Provided data:
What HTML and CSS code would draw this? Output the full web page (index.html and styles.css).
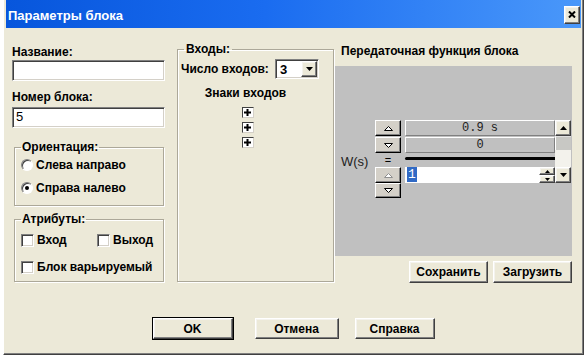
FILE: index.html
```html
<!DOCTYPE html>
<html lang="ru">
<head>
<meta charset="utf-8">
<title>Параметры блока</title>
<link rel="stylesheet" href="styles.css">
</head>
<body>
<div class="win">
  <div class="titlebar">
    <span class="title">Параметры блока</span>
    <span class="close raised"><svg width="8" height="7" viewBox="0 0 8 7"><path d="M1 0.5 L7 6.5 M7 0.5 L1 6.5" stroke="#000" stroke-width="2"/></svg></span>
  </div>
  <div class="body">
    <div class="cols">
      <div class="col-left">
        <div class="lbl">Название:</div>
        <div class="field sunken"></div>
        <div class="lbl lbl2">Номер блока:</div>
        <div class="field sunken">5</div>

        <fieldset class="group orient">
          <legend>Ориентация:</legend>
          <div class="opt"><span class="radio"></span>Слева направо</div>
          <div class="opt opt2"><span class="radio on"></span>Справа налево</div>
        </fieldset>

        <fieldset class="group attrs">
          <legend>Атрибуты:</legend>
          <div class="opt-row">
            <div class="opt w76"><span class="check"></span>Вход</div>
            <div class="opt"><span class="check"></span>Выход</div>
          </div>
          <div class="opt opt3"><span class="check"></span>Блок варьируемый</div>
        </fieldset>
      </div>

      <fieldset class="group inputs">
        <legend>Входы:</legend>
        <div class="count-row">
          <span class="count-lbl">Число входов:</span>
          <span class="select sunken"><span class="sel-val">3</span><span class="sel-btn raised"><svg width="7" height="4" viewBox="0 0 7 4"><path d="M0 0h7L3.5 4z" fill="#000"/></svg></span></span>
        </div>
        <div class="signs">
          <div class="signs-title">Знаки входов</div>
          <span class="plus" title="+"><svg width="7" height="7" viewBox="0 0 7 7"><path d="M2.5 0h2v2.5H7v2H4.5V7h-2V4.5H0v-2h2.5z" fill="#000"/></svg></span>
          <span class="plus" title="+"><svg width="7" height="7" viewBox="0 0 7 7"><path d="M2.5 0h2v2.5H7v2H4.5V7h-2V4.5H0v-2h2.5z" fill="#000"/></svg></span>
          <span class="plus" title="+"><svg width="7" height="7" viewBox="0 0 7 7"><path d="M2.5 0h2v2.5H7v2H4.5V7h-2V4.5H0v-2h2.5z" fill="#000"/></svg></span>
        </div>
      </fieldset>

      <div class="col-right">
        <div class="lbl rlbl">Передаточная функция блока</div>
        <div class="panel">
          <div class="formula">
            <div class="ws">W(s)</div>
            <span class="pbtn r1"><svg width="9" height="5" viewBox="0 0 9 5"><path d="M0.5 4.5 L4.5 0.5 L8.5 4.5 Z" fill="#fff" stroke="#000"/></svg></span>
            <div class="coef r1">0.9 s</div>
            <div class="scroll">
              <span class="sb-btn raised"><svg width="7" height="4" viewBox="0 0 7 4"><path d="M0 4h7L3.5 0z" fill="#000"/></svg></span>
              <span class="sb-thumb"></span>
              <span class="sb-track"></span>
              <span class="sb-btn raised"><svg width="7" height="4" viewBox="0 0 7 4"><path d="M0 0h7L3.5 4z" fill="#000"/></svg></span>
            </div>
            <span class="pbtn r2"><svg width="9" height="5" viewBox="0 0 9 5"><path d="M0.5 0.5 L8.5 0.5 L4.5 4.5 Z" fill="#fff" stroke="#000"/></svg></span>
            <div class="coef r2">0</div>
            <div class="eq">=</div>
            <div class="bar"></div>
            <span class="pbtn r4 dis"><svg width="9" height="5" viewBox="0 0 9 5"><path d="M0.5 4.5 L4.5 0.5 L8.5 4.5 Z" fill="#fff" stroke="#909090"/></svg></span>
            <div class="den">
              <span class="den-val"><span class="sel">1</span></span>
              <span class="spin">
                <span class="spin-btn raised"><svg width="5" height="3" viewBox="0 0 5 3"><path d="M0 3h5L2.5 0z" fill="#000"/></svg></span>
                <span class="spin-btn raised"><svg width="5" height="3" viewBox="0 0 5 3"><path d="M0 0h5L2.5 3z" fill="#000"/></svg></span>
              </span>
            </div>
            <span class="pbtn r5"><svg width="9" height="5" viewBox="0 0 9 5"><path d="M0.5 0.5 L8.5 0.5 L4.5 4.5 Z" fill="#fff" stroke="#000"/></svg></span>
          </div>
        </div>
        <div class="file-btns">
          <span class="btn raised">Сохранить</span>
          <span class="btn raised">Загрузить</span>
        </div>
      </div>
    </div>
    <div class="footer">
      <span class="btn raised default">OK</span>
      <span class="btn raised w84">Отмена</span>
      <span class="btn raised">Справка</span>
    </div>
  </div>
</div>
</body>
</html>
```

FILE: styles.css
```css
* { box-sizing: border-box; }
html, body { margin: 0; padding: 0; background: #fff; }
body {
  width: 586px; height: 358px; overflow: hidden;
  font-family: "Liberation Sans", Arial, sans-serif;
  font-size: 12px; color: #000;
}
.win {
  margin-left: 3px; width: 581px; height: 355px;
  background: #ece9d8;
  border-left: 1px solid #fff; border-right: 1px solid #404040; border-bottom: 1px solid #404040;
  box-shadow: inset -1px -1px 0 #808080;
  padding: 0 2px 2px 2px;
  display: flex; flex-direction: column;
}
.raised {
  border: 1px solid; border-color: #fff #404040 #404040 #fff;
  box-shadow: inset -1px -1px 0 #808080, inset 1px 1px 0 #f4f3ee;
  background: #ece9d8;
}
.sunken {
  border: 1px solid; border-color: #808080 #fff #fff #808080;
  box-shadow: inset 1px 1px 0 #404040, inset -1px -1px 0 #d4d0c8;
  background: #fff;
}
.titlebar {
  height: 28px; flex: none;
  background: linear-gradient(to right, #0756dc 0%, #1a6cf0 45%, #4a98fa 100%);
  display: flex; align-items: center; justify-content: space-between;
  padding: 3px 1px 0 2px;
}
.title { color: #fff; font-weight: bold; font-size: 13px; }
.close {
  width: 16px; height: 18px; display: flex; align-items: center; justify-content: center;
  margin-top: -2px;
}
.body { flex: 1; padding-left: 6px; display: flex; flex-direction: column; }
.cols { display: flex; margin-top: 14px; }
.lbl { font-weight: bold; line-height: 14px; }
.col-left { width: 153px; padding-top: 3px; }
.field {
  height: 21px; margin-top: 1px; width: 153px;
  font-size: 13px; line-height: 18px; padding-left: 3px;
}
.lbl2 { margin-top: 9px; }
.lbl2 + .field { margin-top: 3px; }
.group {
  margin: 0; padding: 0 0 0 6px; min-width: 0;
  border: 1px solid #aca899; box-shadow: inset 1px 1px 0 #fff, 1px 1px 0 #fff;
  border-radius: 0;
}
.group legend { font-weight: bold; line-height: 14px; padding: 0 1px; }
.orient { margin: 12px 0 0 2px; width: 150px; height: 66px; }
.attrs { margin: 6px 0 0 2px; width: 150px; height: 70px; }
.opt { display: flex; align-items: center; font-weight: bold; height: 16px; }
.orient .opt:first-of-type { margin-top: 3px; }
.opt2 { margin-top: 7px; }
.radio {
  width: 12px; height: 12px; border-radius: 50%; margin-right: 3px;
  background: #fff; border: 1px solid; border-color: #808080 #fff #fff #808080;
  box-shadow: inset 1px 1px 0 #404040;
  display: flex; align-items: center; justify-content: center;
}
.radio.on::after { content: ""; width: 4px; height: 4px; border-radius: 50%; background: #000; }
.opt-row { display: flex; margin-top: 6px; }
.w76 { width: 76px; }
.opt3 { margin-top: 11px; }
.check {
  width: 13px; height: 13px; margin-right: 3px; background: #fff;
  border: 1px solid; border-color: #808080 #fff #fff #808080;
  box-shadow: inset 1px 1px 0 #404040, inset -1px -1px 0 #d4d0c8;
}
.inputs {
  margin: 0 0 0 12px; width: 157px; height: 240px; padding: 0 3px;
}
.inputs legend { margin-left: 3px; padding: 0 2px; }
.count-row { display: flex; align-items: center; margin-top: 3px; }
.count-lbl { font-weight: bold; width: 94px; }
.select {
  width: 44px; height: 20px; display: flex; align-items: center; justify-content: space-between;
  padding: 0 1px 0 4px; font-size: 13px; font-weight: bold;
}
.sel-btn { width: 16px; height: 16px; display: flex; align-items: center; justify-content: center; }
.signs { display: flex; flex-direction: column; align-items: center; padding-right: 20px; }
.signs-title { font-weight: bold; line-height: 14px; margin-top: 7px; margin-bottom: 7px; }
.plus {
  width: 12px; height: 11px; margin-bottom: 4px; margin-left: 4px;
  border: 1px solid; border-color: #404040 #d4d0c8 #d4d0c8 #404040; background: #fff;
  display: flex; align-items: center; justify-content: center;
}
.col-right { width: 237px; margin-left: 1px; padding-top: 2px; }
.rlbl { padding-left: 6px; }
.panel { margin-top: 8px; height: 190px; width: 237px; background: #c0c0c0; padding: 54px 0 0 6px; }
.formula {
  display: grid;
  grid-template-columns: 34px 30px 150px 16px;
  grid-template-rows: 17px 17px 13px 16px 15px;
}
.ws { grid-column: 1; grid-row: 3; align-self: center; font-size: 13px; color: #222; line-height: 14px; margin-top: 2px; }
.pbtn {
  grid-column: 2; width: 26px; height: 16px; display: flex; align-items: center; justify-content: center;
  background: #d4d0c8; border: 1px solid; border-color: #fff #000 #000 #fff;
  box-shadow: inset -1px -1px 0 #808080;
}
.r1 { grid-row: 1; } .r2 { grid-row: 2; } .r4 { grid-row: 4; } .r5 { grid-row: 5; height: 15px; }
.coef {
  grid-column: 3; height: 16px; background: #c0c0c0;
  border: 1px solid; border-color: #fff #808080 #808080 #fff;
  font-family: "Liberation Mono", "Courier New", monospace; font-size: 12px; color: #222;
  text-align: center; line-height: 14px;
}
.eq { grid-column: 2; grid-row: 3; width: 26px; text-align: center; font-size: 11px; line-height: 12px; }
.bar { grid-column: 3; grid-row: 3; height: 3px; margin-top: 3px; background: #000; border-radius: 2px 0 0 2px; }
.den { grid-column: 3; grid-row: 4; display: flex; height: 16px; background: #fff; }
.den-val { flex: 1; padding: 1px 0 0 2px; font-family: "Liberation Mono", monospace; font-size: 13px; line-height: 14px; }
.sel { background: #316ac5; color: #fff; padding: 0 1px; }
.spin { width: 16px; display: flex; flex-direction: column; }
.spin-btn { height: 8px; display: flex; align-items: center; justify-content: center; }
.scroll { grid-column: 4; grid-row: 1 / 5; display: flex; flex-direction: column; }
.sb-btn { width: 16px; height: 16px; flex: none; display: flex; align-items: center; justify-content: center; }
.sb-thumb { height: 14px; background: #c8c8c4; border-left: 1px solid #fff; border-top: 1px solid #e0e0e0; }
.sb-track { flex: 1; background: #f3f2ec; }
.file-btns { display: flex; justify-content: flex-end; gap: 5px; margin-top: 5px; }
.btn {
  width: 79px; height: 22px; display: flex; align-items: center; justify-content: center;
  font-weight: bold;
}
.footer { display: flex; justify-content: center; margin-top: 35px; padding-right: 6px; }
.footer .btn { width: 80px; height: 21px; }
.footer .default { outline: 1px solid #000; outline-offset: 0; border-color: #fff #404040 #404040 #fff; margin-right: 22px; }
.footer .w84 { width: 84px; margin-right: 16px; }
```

Requirements: Select every line above that contains the word "styles", and copy it.

Response to this exercise:
What HTML and CSS code would draw this? Output the full web page (index.html and styles.css).
<link rel="stylesheet" href="styles.css">
FILE: styles.css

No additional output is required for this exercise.